* _Written request_
Quote the whole listing exactly. Leave the pictures out of your copy.
-- Task input start --
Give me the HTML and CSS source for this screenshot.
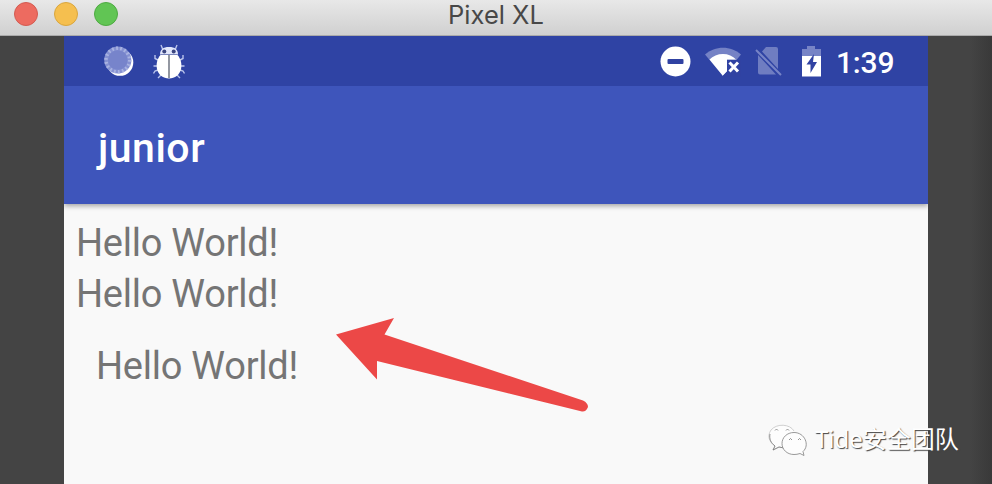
FILE: index.html
```html
<!DOCTYPE html>
<html lang="en">
<head>
<meta charset="utf-8">
<title>Pixel XL</title>
<link rel="stylesheet" href="styles.css">
</head>
<body>
<div class="window">
  <header class="titlebar">
    <div class="controls"><span class="dot close"></span><span class="dot minimize"></span><span class="dot maximize"></span></div>
    <h1 class="window-title">Pixel XL</h1>
  </header>
  <main class="desktop">
    <section class="phone">
      <div class="statusbar">
        <div class="notifications">
          <svg class="sync" width="30" height="30" viewBox="0 0 30 30">
            <circle cx="16" cy="16.500" r="13.300" fill="#fff"/>
            <circle cx="13.800" cy="14" r="13.600" fill="#8591d2"/>
            <circle cx="13.800" cy="14" r="11.800" fill="none" stroke="#a9b3e1" stroke-width="3.500" stroke-dasharray="1.800 2.320"/>
            <circle cx="13.800" cy="14" r="9.800" fill="#7784cb"/>
          </svg>
          <svg class="bug" width="32" height="36" viewBox="0 0 32 36">
            <g fill="none" stroke="#b9c3eb" stroke-width="1.400">
              <path d="M8 1l2 5M24 1l-2 5M5 16l-3-1.500V11M27 16l3-1.500V11M4 22H.5M28 22h3.500M5 26l-3 1-1.500 2.500M27 26l3 1 1.500 2.500M8 31l-3 3M24 31l3 3"/>
            </g>
            <path d="M7 10.500C7 5.500 10 3 16 3s9 2.500 9 7.500z" fill="#e2e7fb"/>
            <path d="M7.500 11h17C28 15 29 20 28 25c-1.500 6-6 9.500-12 9.500S5.500 31 4 25C3 20 4 15 7.500 11z" fill="#fff"/>
            <path d="M16 11v23" stroke="#59606f" stroke-width="1.300"/>
            <circle cx="11.300" cy="7.500" r="2" fill="#3b4680"/><circle cx="20.700" cy="7.500" r="2" fill="#3b4680"/>
            <path d="M8 10.500h16" stroke="#7784b9" stroke-width=".8"/>
          </svg>
        </div>
        <div class="system">
          <svg class="dnd" width="31" height="31" viewBox="0 0 31 31"><circle cx="15.500" cy="15.500" r="15" fill="#fff"/><rect x="7.500" y="13" width="16" height="5" rx="1" fill="#3042a2"/></svg>
          <svg class="wifi" width="36" height="30" viewBox="0 0 36 30">
            <path d="M0 7.500C10-1.500 26-1.500 36 7.500L31.500 13 18 29z" fill="#7582c5"/>
            <path d="M4.500 12.500C11 5 25 5 31 12.500h-9V24.500L18 29z" fill="#fff"/>
            <path d="M22 13h14v17H18V28.500l4-4z" fill="#3042a2"/>
            <path d="M24.500 15.500l8.500 9M33 15.500l-8.500 9" stroke="#fff" stroke-width="3"/>
          </svg>
          <svg class="nosim" width="27" height="30" viewBox="0 0 27 30">
            <path d="M11 1H21q2 0 2 2v20L7 5.500zM3 9l18 19.500H5q-2 0-2-2z" fill="#6f7dc1"/>
            <path d="M1 4l25 25" stroke="#7784c6" stroke-width="2"/>
          </svg>
          <svg class="battery" width="19" height="31" viewBox="0 0 19 31">
            <path d="M0 3h5V0h8v3h6v8H0z" fill="#7784c6"/><path d="M0 10h19v20.500H0z" fill="#fff"/>
            <path d="M12 8L4.500 18.500h4V27L15 16h-4z" fill="#3042a2"/>
          </svg>
          <span class="clock">1:39</span>
        </div>
      </div>
      <div class="appbar"><h2 class="app-title">junior</h2></div>
      <div class="content">
        <p class="label">Hello World!</p>
        <p class="label">Hello World!</p>
        <p class="label inset">Hello World!</p>
      </div>
    </section>
    <svg class="arrow" width="254" height="97" viewBox="0 0 254 97"><path d="M0 17.500L58 1 48.500 17.500 247 83.500Q252 86 252 90 250 95 246 94.500L41 44V62.500z" fill="#ec4847"/></svg>
    <div class="watermark">
      <svg class="chat" width="42" height="34" viewBox="0 0 42 34">
        <g fill="#fdfdfd" stroke-width=".8">
          <path d="M26 7C22 0 9-1 3 6c-4 6-2 12 4 16l-2 4 6-3 6 1" stroke="#c4c4c4"/>
          <path d="M2 10c-1 5 1 9 5 12l-2 4 6-3 5 1" fill="none" stroke="#777"/>
          <path d="M26 8.500c-7 0-12 5-12 11s5 11 12 11q3 0 6-1l4 2-1-4c7-6 2-19-9-19z" stroke="#808080"/>
          <path d="M7 6.500q1.500-3 3 0M18 6.500q1.500-3 3 0M21 16q1.500-3 3 0M30 16q1.500-3 3 0" stroke="#777"/>
        </g>
      </svg>
      <span class="watermark-text">Tide安全团队</span>
    </div>
  </main>
</div>
</body>
</html>
```

FILE: styles.css
```css
* { box-sizing: border-box; }
body { margin: 0; overflow: hidden; }
h1, h2, p { margin: 0; font-weight: 400; }
svg { display: block; flex: none; }
.window { width: 992px; height: 484px; display: flex; flex-direction: column; font-family: Roboto, sans-serif; }
.titlebar { height: 36px; flex: none; display: grid; grid-template-columns: 1fr auto 1fr; background: linear-gradient(#e8e8e8, #d0d0d0); border-bottom: 1px solid #aaa; }
.controls { display: flex; gap: 16px; padding: 2px 0 0 14px; }
.dot { width: 24px; height: 24px; border-radius: 50%; border: 1px solid; }
.close { background: #ed6b60; border-color: #d35b51; }
.minimize { background: #f5bf4f; border-color: #d9a63e; }
.maximize { background: #61c554; border-color: #4eaa42; }
.window-title { font: 400 25.5px/30px Inter, sans-serif; color: #484848; letter-spacing: 0; }
.desktop { position: relative; flex: 1; display: flex; justify-content: center; background: linear-gradient(90deg, #444 970px, #393939 992px); }
.phone { width: 864px; display: flex; flex-direction: column; background: #f9f9f9; }
.statusbar { height: 50px; flex: none; display: flex; justify-content: space-between; align-items: flex-start; padding: 8px 34px 0 40px; background: #2f43a4; }
.notifications, .system { display: flex; }
.sync { margin-top: 2px; }
.bug { margin-left: 19px; }
.dnd { margin-top: 2px; }
.wifi { margin: 3px 0 0 14px; }
.nosim { margin: 2px 0 0 14px; }
.battery { margin: 2px 0 0 20px; }
.clock { margin-left: 15px; width: 58px; white-space: nowrap; font-size: 30px; line-height: 37px; font-weight: 500; letter-spacing: -.2px; color: #fff; }
.appbar { height: 118px; flex: none; padding: 40px 0 0 34px; background: #3e55bb; box-shadow: 0 2px 5px rgba(0,0,0,.35); clip-path: inset(0 0 -10px 0); }
.app-title { font-size: 41px; line-height: 44px; font-weight: 500; letter-spacing: .5px; color: #fff; }
.content { padding: 14px 0 0 12px; }
.label { font-size: 38px; line-height: 51px; letter-spacing: -.25px; color: #757575; }
.inset { margin: 21px 0 0 20px; }
.arrow { position: absolute; left: 336px; top: 281px; }
.watermark { position: absolute; left: 768px; top: 386px; display: flex; gap: 5px; }
.chat { margin-top: 2px; }
.watermark-text { font: 24px/34px "Noto Sans", "Noto Sans CJK SC", sans-serif; color: #fff; text-shadow: 1px 1px 1px #444; white-space: nowrap; }
```
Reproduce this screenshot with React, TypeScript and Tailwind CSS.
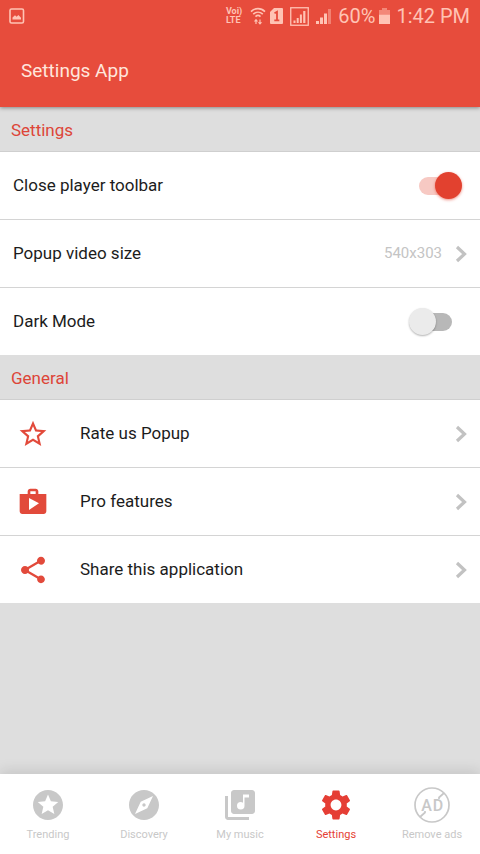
-- Task input end --
* _Completed exercise_
Give me the HTML and CSS source for this screenshot.
FILE: index.html
```html
<!DOCTYPE html>
<html lang="en">
<head>
<meta charset="utf-8">
<title>Pixel XL</title>
<link rel="stylesheet" href="styles.css">
</head>
<body>
<div class="window">
  <header class="titlebar">
    <div class="controls"><span class="dot close"></span><span class="dot minimize"></span><span class="dot maximize"></span></div>
    <h1 class="window-title">Pixel XL</h1>
  </header>
  <main class="desktop">
    <section class="phone">
      <div class="statusbar">
        <div class="notifications">
          <svg class="sync" width="30" height="30" viewBox="0 0 30 30">
            <circle cx="16" cy="16.500" r="13.300" fill="#fff"/>
            <circle cx="13.800" cy="14" r="13.600" fill="#8591d2"/>
            <circle cx="13.800" cy="14" r="11.800" fill="none" stroke="#a9b3e1" stroke-width="3.500" stroke-dasharray="1.800 2.320"/>
            <circle cx="13.800" cy="14" r="9.800" fill="#7784cb"/>
          </svg>
          <svg class="bug" width="32" height="36" viewBox="0 0 32 36">
            <g fill="none" stroke="#b9c3eb" stroke-width="1.400">
              <path d="M8 1l2 5M24 1l-2 5M5 16l-3-1.500V11M27 16l3-1.500V11M4 22H.5M28 22h3.500M5 26l-3 1-1.500 2.500M27 26l3 1 1.500 2.500M8 31l-3 3M24 31l3 3"/>
            </g>
            <path d="M7 10.500C7 5.500 10 3 16 3s9 2.500 9 7.500z" fill="#e2e7fb"/>
            <path d="M7.500 11h17C28 15 29 20 28 25c-1.500 6-6 9.500-12 9.500S5.500 31 4 25C3 20 4 15 7.500 11z" fill="#fff"/>
            <path d="M16 11v23" stroke="#59606f" stroke-width="1.300"/>
            <circle cx="11.300" cy="7.500" r="2" fill="#3b4680"/><circle cx="20.700" cy="7.500" r="2" fill="#3b4680"/>
            <path d="M8 10.500h16" stroke="#7784b9" stroke-width=".8"/>
          </svg>
        </div>
        <div class="system">
          <svg class="dnd" width="31" height="31" viewBox="0 0 31 31"><circle cx="15.500" cy="15.500" r="15" fill="#fff"/><rect x="7.500" y="13" width="16" height="5" rx="1" fill="#3042a2"/></svg>
          <svg class="wifi" width="36" height="30" viewBox="0 0 36 30">
            <path d="M0 7.500C10-1.500 26-1.500 36 7.500L31.500 13 18 29z" fill="#7582c5"/>
            <path d="M4.500 12.500C11 5 25 5 31 12.500h-9V24.500L18 29z" fill="#fff"/>
            <path d="M22 13h14v17H18V28.500l4-4z" fill="#3042a2"/>
            <path d="M24.500 15.500l8.500 9M33 15.500l-8.500 9" stroke="#fff" stroke-width="3"/>
          </svg>
          <svg class="nosim" width="27" height="30" viewBox="0 0 27 30">
            <path d="M11 1H21q2 0 2 2v20L7 5.500zM3 9l18 19.500H5q-2 0-2-2z" fill="#6f7dc1"/>
            <path d="M1 4l25 25" stroke="#7784c6" stroke-width="2"/>
          </svg>
          <svg class="battery" width="19" height="31" viewBox="0 0 19 31">
            <path d="M0 3h5V0h8v3h6v8H0z" fill="#7784c6"/><path d="M0 10h19v20.500H0z" fill="#fff"/>
            <path d="M12 8L4.500 18.500h4V27L15 16h-4z" fill="#3042a2"/>
          </svg>
          <span class="clock">1:39</span>
        </div>
      </div>
      <div class="appbar"><h2 class="app-title">junior</h2></div>
      <div class="content">
        <p class="label">Hello World!</p>
        <p class="label">Hello World!</p>
        <p class="label inset">Hello World!</p>
      </div>
    </section>
    <svg class="arrow" width="254" height="97" viewBox="0 0 254 97"><path d="M0 17.500L58 1 48.500 17.500 247 83.500Q252 86 252 90 250 95 246 94.500L41 44V62.500z" fill="#ec4847"/></svg>
    <div class="watermark">
      <svg class="chat" width="42" height="34" viewBox="0 0 42 34">
        <g fill="#fdfdfd" stroke-width=".8">
          <path d="M26 7C22 0 9-1 3 6c-4 6-2 12 4 16l-2 4 6-3 6 1" stroke="#c4c4c4"/>
          <path d="M2 10c-1 5 1 9 5 12l-2 4 6-3 5 1" fill="none" stroke="#777"/>
          <path d="M26 8.500c-7 0-12 5-12 11s5 11 12 11q3 0 6-1l4 2-1-4c7-6 2-19-9-19z" stroke="#808080"/>
          <path d="M7 6.500q1.500-3 3 0M18 6.500q1.500-3 3 0M21 16q1.500-3 3 0M30 16q1.500-3 3 0" stroke="#777"/>
        </g>
      </svg>
      <span class="watermark-text">Tide安全团队</span>
    </div>
  </main>
</div>
</body>
</html>
```

FILE: styles.css
```css
* { box-sizing: border-box; }
body { margin: 0; overflow: hidden; }
h1, h2, p { margin: 0; font-weight: 400; }
svg { display: block; flex: none; }
.window { width: 992px; height: 484px; display: flex; flex-direction: column; font-family: Roboto, sans-serif; }
.titlebar { height: 36px; flex: none; display: grid; grid-template-columns: 1fr auto 1fr; background: linear-gradient(#e8e8e8, #d0d0d0); border-bottom: 1px solid #aaa; }
.controls { display: flex; gap: 16px; padding: 2px 0 0 14px; }
.dot { width: 24px; height: 24px; border-radius: 50%; border: 1px solid; }
.close { background: #ed6b60; border-color: #d35b51; }
.minimize { background: #f5bf4f; border-color: #d9a63e; }
.maximize { background: #61c554; border-color: #4eaa42; }
.window-title { font: 400 25.5px/30px Inter, sans-serif; color: #484848; letter-spacing: 0; }
.desktop { position: relative; flex: 1; display: flex; justify-content: center; background: linear-gradient(90deg, #444 970px, #393939 992px); }
.phone { width: 864px; display: flex; flex-direction: column; background: #f9f9f9; }
.statusbar { height: 50px; flex: none; display: flex; justify-content: space-between; align-items: flex-start; padding: 8px 34px 0 40px; background: #2f43a4; }
.notifications, .system { display: flex; }
.sync { margin-top: 2px; }
.bug { margin-left: 19px; }
.dnd { margin-top: 2px; }
.wifi { margin: 3px 0 0 14px; }
.nosim { margin: 2px 0 0 14px; }
.battery { margin: 2px 0 0 20px; }
.clock { margin-left: 15px; width: 58px; white-space: nowrap; font-size: 30px; line-height: 37px; font-weight: 500; letter-spacing: -.2px; color: #fff; }
.appbar { height: 118px; flex: none; padding: 40px 0 0 34px; background: #3e55bb; box-shadow: 0 2px 5px rgba(0,0,0,.35); clip-path: inset(0 0 -10px 0); }
.app-title { font-size: 41px; line-height: 44px; font-weight: 500; letter-spacing: .5px; color: #fff; }
.content { padding: 14px 0 0 12px; }
.label { font-size: 38px; line-height: 51px; letter-spacing: -.25px; color: #757575; }
.inset { margin: 21px 0 0 20px; }
.arrow { position: absolute; left: 336px; top: 281px; }
.watermark { position: absolute; left: 768px; top: 386px; display: flex; gap: 5px; }
.chat { margin-top: 2px; }
.watermark-text { font: 24px/34px "Noto Sans", "Noto Sans CJK SC", sans-serif; color: #fff; text-shadow: 1px 1px 1px #444; white-space: nowrap; }
```
Reproduce this screenshot with React, TypeScript and Tailwind CSS.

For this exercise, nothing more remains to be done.